O trabalho surge duas semanas depois de o Comité do Património Mundial ter decidido não incluir a Grande Barreira de Coral na lista de locais considerados em perigo. Tal classificação “enviaria um enorme sinal ao mundo sobre a gravidade do problema”, considera a professora da Universidade de Wollongong e outra das autoras do estudo, Helen McGregor. A decisão será reavaliada em 2026 e, até lá, a Austrália terá de apresentar dois relatórios sobre a situação: um até 1 de fevereiro de 2025 e outro até 1 de fevereiro de 2026. De acordo com a análise da agência governamental responsável pela gestão do recife, os impactos provocados pelo clima no verão de 2023-2024 foram superiores relativamente aos verões anteriores, com 79% dos corais afetados por branqueamento.

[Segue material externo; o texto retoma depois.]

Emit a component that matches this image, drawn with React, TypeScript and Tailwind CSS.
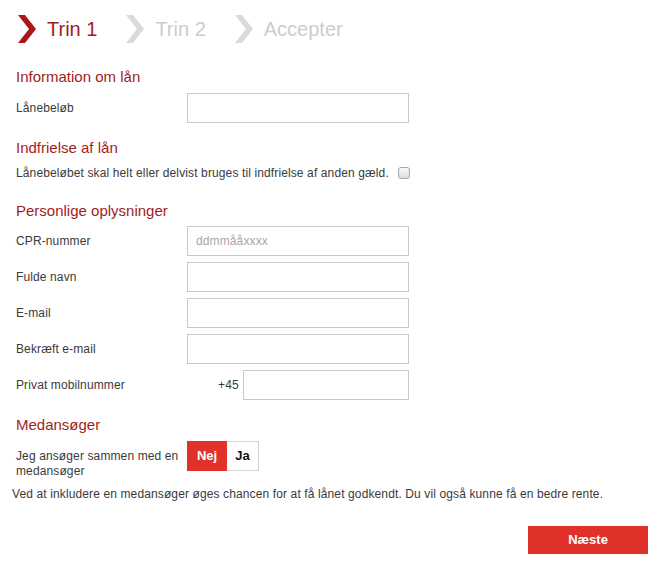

Proteger as linhas costeiras da erosão e servir como habitat para milhares de espécies marinhas estão entre as importantes funções dos recifes de coral. Pelo menos 54 países e territórios registaram um branqueamento em massa de recifes desde fevereiro do ano passado, à medida que as alterações climáticas aquecem as águas superficiais dos oceanos, indicou em abril a Administração Oceânica e Atmosférica Nacional dos Estados Unidos (NOAA). Trata-se do quarto fenómeno global desde 1985, o segundo nos últimos dez anos.